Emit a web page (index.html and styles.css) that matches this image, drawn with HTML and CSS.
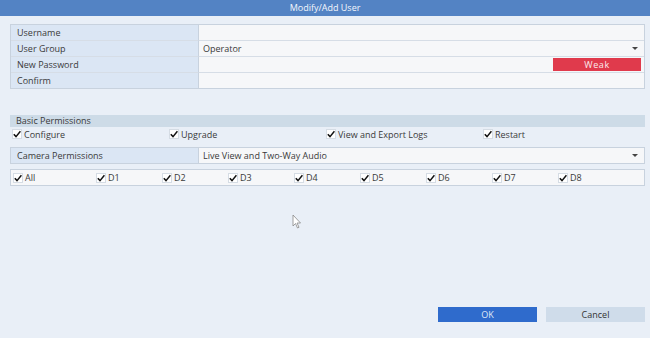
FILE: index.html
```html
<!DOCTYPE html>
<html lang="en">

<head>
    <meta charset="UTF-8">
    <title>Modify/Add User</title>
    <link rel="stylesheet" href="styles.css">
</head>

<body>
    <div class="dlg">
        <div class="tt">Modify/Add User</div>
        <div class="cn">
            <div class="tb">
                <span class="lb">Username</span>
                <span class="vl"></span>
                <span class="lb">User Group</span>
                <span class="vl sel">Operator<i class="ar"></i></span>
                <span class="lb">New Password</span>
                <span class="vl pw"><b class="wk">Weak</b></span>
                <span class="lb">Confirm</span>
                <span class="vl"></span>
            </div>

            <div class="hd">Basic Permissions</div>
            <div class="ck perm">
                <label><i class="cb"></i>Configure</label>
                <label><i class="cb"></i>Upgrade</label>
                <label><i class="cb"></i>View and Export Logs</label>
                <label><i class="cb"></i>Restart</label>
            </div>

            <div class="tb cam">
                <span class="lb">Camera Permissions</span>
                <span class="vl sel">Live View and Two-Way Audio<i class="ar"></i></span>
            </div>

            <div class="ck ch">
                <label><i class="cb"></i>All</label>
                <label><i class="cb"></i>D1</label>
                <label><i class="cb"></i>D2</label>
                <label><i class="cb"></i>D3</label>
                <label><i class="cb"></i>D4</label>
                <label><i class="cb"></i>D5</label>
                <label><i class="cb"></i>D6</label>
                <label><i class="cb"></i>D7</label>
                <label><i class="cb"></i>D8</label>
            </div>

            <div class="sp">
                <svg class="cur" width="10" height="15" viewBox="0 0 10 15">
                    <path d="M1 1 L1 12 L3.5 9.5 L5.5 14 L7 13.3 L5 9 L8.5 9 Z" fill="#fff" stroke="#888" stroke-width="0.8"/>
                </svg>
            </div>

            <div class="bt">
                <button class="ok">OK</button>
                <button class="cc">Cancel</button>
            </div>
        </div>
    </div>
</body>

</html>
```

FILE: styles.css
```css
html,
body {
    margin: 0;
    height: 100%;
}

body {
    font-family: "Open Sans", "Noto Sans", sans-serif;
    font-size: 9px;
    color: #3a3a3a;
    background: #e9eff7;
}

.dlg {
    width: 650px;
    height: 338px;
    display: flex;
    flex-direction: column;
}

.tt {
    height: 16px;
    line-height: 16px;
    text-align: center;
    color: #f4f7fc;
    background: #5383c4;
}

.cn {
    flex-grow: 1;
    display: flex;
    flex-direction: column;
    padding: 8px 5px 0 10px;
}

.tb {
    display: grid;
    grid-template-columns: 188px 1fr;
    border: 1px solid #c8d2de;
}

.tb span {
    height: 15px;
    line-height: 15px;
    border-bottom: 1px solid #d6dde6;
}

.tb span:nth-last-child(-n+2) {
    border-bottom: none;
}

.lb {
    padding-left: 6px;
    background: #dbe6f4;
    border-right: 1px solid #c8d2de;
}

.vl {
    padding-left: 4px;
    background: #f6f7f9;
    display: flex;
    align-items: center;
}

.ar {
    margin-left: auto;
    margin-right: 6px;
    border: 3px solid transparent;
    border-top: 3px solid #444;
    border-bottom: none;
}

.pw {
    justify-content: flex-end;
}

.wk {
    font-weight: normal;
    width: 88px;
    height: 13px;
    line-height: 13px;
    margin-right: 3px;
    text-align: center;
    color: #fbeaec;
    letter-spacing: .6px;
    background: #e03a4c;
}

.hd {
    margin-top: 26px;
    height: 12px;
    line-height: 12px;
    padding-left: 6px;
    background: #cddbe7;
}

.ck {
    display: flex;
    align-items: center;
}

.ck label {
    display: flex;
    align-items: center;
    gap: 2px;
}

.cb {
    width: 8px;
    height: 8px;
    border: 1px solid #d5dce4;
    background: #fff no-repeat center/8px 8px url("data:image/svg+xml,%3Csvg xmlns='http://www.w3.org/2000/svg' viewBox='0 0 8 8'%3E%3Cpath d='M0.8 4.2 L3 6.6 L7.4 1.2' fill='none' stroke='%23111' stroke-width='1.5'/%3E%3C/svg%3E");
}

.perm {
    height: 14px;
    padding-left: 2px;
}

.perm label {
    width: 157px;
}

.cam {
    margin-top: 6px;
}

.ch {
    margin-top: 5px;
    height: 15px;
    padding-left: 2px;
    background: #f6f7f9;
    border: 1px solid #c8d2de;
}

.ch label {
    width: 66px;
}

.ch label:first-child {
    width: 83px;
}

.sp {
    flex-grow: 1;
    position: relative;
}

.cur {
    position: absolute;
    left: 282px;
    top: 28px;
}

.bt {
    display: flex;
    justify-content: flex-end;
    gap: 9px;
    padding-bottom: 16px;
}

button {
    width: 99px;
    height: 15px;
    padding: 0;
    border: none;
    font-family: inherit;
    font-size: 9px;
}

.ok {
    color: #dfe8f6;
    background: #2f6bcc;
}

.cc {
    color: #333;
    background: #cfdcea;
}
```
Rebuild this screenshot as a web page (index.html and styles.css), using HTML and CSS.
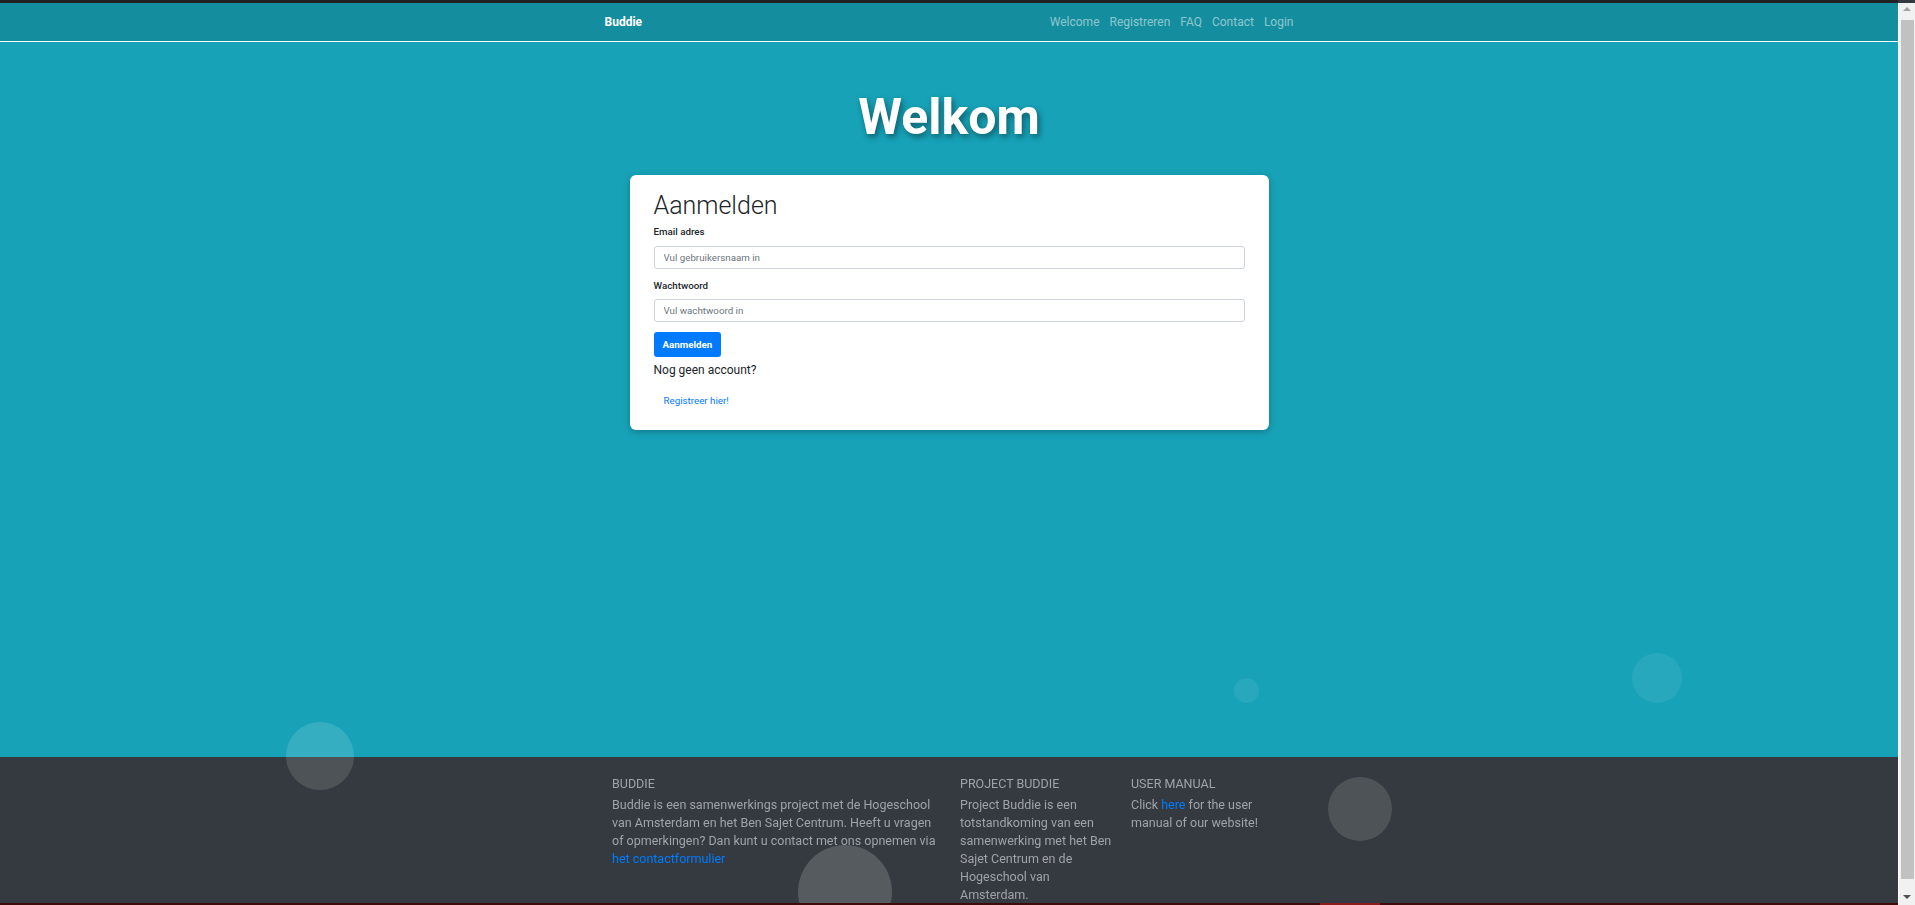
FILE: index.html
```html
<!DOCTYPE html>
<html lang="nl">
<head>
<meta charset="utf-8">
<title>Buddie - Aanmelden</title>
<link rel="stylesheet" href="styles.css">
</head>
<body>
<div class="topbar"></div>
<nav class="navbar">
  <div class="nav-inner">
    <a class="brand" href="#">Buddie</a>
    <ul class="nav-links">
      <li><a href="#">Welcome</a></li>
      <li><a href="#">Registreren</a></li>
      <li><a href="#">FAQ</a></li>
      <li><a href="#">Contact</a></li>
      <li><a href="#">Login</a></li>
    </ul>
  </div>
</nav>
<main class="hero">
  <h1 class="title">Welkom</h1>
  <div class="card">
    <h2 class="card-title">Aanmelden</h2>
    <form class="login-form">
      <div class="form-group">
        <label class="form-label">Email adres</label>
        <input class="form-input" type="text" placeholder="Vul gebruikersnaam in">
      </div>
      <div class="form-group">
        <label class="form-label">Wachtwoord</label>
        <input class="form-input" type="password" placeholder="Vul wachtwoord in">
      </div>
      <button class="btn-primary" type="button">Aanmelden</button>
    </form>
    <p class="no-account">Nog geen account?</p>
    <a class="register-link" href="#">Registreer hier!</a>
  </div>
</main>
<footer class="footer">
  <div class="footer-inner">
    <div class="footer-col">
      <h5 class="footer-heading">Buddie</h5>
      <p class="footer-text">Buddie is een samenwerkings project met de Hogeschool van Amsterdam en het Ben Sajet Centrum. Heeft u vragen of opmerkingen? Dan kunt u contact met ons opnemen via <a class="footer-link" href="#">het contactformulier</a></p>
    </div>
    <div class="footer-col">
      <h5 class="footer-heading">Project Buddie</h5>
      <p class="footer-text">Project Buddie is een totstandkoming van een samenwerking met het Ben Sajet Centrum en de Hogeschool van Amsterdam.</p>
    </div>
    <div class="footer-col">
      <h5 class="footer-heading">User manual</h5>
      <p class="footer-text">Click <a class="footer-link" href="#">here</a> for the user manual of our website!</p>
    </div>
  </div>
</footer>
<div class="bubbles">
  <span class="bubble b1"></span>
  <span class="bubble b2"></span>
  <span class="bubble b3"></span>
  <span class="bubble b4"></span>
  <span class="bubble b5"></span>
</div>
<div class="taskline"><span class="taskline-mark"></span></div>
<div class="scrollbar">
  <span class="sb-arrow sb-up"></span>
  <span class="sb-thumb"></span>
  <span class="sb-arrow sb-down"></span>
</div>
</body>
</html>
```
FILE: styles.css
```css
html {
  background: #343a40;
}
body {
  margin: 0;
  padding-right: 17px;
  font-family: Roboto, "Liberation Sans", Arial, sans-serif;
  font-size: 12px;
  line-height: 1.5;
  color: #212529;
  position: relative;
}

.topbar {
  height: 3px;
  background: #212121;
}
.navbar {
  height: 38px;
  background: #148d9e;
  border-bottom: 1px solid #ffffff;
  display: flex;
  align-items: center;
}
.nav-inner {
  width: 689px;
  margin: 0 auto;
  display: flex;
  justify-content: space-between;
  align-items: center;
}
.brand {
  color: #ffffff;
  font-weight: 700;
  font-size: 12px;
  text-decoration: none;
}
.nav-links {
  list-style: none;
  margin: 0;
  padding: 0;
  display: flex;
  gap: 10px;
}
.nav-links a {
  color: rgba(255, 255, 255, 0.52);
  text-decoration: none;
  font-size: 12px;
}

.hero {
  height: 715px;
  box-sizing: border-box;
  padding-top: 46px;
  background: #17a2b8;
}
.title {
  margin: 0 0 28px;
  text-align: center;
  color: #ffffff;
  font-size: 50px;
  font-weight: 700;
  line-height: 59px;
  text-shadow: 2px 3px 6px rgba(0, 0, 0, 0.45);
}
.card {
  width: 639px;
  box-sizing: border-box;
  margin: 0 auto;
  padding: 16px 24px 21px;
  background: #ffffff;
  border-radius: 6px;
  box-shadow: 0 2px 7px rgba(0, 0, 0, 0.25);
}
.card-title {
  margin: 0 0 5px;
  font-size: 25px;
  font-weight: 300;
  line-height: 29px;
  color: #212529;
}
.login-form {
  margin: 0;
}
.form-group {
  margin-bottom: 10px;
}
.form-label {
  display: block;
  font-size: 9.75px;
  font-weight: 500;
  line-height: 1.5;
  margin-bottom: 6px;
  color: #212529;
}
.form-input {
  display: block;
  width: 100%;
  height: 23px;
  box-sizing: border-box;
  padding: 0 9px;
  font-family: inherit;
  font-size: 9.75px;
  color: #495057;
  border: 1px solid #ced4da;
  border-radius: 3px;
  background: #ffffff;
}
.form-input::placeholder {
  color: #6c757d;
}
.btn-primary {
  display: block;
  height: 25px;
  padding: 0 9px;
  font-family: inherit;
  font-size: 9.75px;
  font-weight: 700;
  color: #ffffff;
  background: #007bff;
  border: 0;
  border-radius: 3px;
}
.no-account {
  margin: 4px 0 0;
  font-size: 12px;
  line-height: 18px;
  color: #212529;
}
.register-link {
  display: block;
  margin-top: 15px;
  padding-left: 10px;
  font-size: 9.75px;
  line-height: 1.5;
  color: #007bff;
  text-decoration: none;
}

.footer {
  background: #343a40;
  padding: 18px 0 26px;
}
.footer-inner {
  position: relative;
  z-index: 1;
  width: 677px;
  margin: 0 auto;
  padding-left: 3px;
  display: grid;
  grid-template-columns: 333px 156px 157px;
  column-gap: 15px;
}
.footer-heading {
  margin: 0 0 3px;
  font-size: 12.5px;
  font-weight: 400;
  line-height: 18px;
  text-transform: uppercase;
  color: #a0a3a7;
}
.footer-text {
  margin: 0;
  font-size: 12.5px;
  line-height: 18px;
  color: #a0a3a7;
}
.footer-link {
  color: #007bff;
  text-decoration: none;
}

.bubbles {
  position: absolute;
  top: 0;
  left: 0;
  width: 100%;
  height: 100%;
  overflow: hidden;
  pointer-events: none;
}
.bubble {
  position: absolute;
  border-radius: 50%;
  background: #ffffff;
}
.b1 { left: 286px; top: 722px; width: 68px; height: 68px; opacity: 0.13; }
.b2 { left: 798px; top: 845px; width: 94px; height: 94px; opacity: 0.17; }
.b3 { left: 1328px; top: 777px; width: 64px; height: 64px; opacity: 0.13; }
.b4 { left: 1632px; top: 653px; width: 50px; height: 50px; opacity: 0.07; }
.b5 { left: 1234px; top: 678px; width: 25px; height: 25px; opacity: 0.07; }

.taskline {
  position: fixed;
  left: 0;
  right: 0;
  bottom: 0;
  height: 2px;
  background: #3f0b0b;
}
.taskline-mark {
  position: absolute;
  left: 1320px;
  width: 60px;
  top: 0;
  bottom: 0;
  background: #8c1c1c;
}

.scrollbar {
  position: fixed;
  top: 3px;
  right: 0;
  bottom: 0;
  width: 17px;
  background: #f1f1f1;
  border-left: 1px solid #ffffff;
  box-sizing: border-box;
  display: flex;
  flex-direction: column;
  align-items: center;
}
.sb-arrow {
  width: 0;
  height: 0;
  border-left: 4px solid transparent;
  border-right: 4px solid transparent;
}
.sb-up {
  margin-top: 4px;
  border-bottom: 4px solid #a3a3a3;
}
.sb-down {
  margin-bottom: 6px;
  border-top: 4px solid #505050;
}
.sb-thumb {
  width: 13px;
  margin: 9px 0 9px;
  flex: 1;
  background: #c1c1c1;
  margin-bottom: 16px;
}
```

*Task to complete*:
How many lines in the records above contain the word "index"? Give only the number.

*Solution below*:
5